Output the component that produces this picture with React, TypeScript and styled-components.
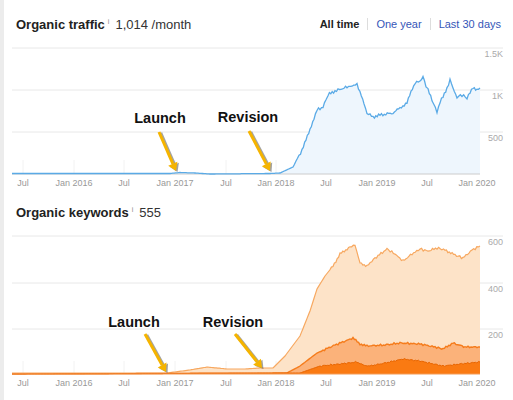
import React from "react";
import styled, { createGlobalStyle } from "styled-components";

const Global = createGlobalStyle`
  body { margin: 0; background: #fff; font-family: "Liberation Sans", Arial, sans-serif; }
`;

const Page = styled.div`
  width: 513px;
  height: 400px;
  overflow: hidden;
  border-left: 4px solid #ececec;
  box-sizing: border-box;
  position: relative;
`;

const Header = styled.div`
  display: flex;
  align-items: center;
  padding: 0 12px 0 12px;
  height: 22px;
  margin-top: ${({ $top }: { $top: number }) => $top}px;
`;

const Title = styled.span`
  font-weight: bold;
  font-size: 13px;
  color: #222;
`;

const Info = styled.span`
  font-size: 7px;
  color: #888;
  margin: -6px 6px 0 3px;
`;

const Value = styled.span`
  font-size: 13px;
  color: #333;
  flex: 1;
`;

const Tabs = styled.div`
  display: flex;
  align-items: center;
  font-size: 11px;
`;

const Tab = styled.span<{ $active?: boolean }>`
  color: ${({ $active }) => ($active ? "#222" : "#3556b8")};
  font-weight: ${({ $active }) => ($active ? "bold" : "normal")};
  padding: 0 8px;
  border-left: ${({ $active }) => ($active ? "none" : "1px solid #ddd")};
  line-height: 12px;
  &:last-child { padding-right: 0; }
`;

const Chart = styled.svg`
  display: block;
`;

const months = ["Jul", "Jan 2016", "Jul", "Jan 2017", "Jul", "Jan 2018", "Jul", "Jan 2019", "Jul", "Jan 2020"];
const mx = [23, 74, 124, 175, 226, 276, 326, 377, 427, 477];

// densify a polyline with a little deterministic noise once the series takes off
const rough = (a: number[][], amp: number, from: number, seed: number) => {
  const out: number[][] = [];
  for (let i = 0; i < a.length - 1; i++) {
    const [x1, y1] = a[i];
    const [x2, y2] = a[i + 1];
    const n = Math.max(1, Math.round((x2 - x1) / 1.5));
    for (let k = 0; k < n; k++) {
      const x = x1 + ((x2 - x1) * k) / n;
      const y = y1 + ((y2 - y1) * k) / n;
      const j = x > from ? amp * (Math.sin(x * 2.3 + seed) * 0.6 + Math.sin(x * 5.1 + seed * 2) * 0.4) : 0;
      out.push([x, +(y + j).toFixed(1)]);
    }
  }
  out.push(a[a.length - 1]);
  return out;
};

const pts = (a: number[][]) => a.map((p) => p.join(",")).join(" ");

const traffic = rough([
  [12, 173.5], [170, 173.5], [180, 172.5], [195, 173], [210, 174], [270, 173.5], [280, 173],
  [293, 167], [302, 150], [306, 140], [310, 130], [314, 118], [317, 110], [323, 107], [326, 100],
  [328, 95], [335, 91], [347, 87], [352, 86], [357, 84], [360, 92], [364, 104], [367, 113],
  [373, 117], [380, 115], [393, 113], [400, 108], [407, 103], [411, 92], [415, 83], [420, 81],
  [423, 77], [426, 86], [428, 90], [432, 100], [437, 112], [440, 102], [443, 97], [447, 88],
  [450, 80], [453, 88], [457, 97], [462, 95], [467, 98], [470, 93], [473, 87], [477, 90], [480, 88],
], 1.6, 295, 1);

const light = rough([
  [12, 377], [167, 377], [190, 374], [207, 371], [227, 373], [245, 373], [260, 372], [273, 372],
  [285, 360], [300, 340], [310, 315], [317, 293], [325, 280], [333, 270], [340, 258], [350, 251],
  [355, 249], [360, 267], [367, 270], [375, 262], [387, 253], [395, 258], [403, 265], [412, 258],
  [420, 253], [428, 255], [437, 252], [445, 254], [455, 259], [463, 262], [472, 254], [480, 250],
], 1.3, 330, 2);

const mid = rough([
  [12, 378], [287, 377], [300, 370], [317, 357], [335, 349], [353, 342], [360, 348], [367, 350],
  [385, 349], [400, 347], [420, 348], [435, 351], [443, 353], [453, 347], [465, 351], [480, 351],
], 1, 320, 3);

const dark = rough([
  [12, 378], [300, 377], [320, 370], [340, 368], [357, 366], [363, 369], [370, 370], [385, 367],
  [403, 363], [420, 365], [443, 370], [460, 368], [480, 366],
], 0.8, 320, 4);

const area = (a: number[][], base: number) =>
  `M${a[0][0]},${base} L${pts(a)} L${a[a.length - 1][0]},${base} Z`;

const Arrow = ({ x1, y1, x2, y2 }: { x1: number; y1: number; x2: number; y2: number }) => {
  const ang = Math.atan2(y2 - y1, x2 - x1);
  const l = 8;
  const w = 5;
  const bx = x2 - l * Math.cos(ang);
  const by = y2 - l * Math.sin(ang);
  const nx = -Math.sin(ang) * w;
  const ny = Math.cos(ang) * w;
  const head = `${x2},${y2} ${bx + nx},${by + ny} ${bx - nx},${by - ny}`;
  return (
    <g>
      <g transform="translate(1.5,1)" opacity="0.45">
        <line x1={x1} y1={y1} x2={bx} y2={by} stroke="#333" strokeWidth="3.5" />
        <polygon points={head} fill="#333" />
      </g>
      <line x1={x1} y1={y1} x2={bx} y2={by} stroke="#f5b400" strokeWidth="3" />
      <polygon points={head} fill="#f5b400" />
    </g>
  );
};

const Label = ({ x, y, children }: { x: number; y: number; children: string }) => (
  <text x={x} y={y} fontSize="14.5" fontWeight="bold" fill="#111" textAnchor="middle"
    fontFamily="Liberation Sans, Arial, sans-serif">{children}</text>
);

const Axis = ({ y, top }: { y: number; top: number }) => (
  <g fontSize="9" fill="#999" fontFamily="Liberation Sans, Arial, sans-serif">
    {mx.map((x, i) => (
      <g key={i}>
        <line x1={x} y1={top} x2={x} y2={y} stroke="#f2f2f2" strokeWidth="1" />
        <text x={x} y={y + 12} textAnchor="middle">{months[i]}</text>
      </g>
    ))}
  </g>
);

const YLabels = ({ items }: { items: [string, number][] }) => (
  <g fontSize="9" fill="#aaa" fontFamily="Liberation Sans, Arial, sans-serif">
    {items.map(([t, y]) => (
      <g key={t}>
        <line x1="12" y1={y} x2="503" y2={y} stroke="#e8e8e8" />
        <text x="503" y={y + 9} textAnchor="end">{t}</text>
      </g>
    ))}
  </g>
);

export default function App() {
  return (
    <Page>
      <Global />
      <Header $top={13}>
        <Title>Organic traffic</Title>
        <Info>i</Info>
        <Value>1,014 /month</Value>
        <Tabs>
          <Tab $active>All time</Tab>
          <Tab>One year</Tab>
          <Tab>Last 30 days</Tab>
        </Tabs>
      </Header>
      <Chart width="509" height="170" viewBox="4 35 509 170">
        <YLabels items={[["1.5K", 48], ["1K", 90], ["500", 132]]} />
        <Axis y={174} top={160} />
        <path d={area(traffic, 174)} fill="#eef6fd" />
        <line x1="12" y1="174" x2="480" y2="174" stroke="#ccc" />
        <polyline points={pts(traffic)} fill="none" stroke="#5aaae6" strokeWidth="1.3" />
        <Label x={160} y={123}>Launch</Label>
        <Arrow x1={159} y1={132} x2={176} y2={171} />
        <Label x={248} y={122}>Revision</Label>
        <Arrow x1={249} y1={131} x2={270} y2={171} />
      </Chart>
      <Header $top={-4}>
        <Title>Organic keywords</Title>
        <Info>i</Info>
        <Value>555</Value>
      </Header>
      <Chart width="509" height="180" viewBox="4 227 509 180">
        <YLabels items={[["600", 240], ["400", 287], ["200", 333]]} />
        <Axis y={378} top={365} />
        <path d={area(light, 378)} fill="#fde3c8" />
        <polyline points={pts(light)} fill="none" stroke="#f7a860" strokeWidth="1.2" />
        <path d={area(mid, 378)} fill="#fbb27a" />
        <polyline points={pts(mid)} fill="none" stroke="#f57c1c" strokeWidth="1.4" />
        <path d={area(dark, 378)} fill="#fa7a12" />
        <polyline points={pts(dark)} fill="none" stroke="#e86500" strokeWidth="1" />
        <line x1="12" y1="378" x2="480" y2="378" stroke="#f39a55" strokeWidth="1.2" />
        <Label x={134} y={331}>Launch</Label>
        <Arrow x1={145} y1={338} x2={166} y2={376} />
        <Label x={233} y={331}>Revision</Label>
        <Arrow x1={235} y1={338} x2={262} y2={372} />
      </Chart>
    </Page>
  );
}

┄┄┄┄┄┄┄┄┄┄┄┄┄┄┄┄┄┄┄┄

Report every line containing the word "with" from the listing above.

Output the component that produces this picture with React, TypeScript and styled-components.
// densify a polyline with a little deterministic noise once the series takes off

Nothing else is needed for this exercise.